§ **Task to carry out**
Records follow. Select each line holding "this".
===
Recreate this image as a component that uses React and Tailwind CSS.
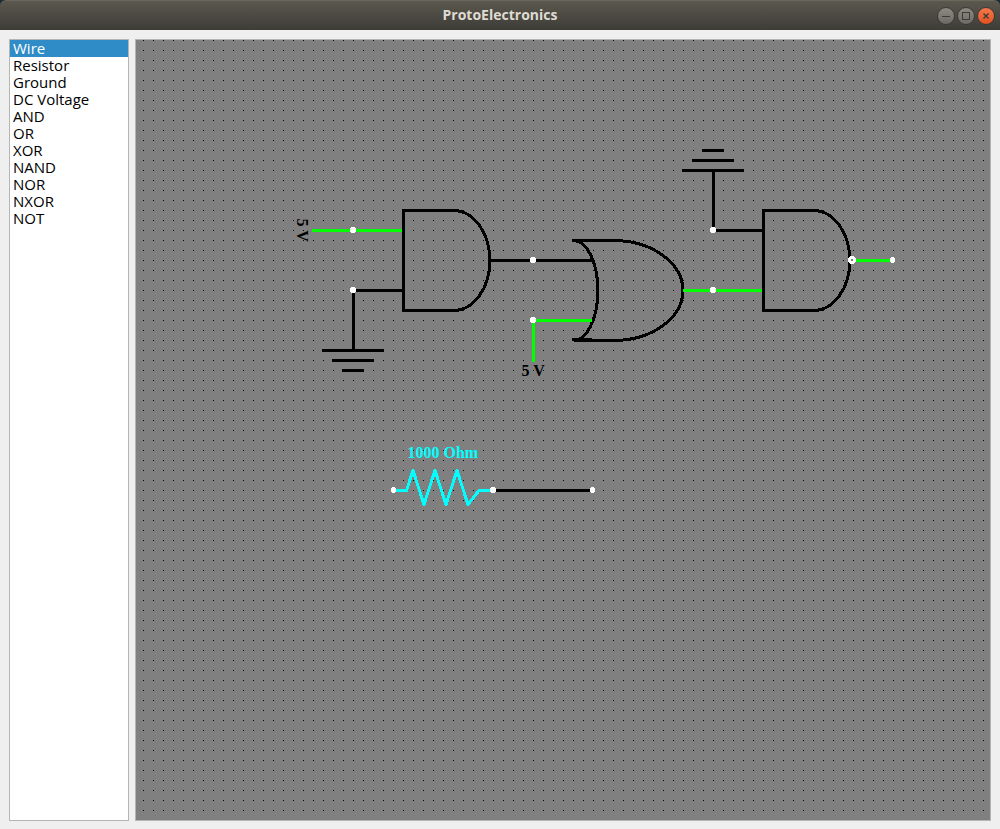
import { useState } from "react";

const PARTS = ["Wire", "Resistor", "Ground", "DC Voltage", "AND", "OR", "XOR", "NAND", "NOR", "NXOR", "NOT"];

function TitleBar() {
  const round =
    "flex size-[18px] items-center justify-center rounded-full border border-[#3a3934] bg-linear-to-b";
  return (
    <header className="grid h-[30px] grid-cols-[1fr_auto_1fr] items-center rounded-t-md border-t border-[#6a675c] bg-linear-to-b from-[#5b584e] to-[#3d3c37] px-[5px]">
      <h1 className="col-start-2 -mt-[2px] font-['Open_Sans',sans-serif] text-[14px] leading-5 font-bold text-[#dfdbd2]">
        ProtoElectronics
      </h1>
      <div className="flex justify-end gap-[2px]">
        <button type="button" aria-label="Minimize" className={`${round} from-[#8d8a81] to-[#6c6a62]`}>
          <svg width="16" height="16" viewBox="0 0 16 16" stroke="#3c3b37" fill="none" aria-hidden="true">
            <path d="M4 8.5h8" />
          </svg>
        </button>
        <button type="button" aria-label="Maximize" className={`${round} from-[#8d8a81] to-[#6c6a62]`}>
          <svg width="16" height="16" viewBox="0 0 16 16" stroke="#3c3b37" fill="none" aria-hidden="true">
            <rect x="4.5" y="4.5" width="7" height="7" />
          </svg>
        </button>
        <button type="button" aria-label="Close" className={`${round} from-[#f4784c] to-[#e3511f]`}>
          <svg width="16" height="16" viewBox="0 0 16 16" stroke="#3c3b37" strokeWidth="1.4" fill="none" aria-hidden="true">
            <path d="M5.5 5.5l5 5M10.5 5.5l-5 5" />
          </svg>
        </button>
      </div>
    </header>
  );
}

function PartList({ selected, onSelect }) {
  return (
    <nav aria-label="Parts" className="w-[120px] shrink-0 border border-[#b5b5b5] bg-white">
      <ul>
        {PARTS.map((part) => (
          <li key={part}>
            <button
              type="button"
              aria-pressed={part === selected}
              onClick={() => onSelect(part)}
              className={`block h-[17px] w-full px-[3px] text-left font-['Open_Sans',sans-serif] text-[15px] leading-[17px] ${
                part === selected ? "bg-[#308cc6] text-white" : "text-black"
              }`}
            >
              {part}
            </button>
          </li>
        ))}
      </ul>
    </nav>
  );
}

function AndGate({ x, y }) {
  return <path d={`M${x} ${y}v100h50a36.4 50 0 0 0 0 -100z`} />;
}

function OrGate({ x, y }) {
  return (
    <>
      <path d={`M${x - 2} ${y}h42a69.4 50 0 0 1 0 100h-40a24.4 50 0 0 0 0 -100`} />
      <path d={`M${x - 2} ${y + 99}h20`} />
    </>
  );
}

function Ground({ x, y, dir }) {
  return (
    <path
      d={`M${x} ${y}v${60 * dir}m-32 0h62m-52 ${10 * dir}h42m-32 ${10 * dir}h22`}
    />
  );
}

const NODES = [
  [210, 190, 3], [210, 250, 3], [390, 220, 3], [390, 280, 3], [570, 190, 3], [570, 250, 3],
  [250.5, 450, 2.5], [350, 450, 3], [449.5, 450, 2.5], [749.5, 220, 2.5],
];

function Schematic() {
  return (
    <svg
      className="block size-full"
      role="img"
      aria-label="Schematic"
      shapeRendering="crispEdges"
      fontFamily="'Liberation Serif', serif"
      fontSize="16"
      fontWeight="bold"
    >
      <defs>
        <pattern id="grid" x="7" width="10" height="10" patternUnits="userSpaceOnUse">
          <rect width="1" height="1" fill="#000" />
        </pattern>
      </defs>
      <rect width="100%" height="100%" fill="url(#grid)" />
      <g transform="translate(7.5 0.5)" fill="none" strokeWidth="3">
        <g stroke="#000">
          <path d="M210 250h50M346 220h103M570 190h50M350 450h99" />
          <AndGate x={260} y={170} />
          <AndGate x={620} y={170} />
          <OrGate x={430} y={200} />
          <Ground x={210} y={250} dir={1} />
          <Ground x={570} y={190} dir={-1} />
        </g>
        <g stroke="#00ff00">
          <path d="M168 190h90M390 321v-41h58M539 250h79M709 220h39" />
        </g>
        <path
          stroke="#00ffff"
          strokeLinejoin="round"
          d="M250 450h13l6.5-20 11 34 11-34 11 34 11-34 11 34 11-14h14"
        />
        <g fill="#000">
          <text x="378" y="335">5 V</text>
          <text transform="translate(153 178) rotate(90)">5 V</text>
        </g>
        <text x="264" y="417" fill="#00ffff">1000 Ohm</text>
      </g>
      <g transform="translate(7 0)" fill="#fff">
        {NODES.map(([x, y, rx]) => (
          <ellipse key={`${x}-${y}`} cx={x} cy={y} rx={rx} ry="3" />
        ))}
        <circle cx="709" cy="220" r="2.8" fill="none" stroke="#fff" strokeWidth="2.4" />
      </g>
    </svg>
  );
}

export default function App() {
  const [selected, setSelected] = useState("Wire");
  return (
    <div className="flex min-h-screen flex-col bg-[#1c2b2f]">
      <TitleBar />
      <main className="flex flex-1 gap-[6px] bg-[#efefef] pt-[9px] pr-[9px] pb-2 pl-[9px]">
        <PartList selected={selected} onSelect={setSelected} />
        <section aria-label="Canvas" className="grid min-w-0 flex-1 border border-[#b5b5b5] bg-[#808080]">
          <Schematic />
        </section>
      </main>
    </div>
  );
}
===
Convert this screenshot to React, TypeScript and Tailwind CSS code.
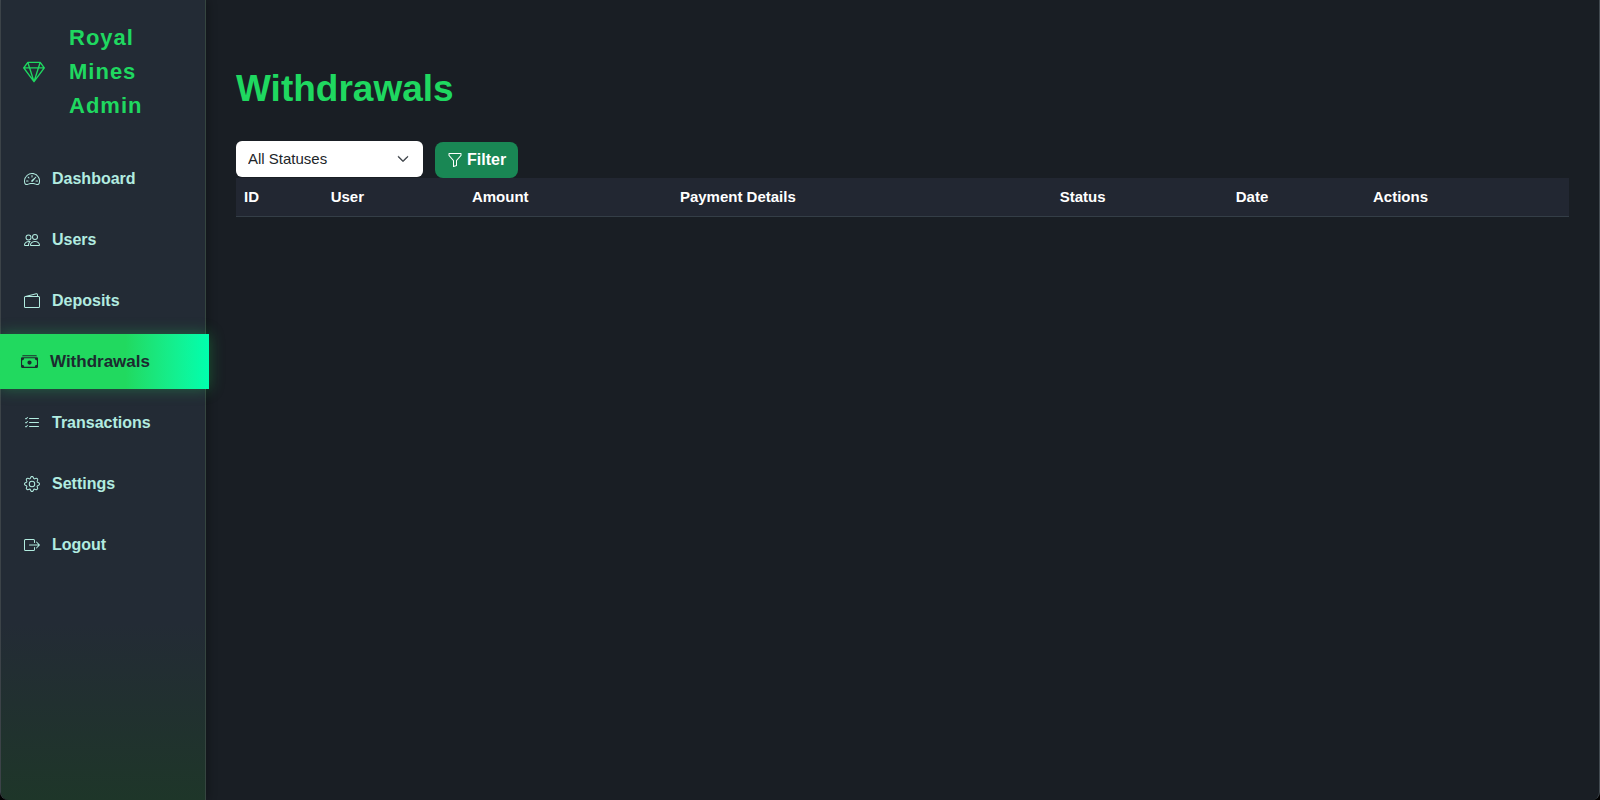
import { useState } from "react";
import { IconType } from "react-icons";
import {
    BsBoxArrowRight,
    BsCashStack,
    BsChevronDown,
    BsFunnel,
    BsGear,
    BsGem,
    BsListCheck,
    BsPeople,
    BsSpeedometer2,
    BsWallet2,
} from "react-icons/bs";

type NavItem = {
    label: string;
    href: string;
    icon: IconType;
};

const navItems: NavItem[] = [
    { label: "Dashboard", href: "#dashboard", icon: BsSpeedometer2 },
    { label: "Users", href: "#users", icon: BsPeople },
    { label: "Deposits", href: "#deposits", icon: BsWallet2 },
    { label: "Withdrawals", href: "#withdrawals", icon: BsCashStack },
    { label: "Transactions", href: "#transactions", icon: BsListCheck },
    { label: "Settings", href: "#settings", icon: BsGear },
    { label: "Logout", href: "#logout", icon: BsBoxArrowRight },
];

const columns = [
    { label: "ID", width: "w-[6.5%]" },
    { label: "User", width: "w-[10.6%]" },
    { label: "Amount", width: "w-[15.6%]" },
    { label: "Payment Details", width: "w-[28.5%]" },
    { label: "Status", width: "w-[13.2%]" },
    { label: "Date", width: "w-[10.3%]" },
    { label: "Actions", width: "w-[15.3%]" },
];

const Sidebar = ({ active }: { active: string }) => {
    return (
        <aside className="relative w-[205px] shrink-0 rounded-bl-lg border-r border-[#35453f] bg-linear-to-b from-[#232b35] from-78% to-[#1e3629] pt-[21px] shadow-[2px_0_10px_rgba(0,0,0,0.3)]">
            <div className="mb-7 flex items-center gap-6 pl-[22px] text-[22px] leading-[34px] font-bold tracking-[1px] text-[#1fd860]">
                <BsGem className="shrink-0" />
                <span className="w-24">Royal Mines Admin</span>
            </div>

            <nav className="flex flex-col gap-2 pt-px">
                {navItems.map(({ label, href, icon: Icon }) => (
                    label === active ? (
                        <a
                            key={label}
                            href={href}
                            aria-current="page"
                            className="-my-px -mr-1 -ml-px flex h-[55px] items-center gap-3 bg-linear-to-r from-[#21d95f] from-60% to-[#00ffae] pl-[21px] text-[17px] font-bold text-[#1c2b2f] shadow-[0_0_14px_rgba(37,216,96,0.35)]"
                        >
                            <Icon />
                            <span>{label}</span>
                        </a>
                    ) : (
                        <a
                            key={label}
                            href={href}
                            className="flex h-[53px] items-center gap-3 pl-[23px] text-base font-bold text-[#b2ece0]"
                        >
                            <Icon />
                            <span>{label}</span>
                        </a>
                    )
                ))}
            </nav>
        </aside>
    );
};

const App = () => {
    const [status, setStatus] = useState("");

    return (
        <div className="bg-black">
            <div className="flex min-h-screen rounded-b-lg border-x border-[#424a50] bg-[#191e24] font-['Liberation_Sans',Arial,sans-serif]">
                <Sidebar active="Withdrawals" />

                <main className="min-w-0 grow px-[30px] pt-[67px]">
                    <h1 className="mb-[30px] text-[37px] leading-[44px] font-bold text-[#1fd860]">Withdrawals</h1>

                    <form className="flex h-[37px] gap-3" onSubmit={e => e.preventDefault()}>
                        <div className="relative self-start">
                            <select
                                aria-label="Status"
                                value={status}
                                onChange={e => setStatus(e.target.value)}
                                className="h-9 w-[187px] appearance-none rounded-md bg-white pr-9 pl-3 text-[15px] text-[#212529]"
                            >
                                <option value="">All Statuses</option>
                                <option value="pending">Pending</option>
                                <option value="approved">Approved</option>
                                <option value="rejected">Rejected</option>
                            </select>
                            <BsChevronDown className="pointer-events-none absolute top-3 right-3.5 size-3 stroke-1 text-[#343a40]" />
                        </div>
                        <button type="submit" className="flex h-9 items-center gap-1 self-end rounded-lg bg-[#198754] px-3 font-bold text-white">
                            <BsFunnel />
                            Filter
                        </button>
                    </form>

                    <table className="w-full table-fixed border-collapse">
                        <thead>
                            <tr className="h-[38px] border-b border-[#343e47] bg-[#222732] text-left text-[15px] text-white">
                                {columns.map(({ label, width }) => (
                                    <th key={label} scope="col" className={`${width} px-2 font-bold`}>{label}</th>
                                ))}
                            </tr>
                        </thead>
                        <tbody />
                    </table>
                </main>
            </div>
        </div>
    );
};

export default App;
===
§ **Response to the task**
Recreate this image as a component that uses React and Tailwind CSS.
Convert this screenshot to React, TypeScript and Tailwind CSS code.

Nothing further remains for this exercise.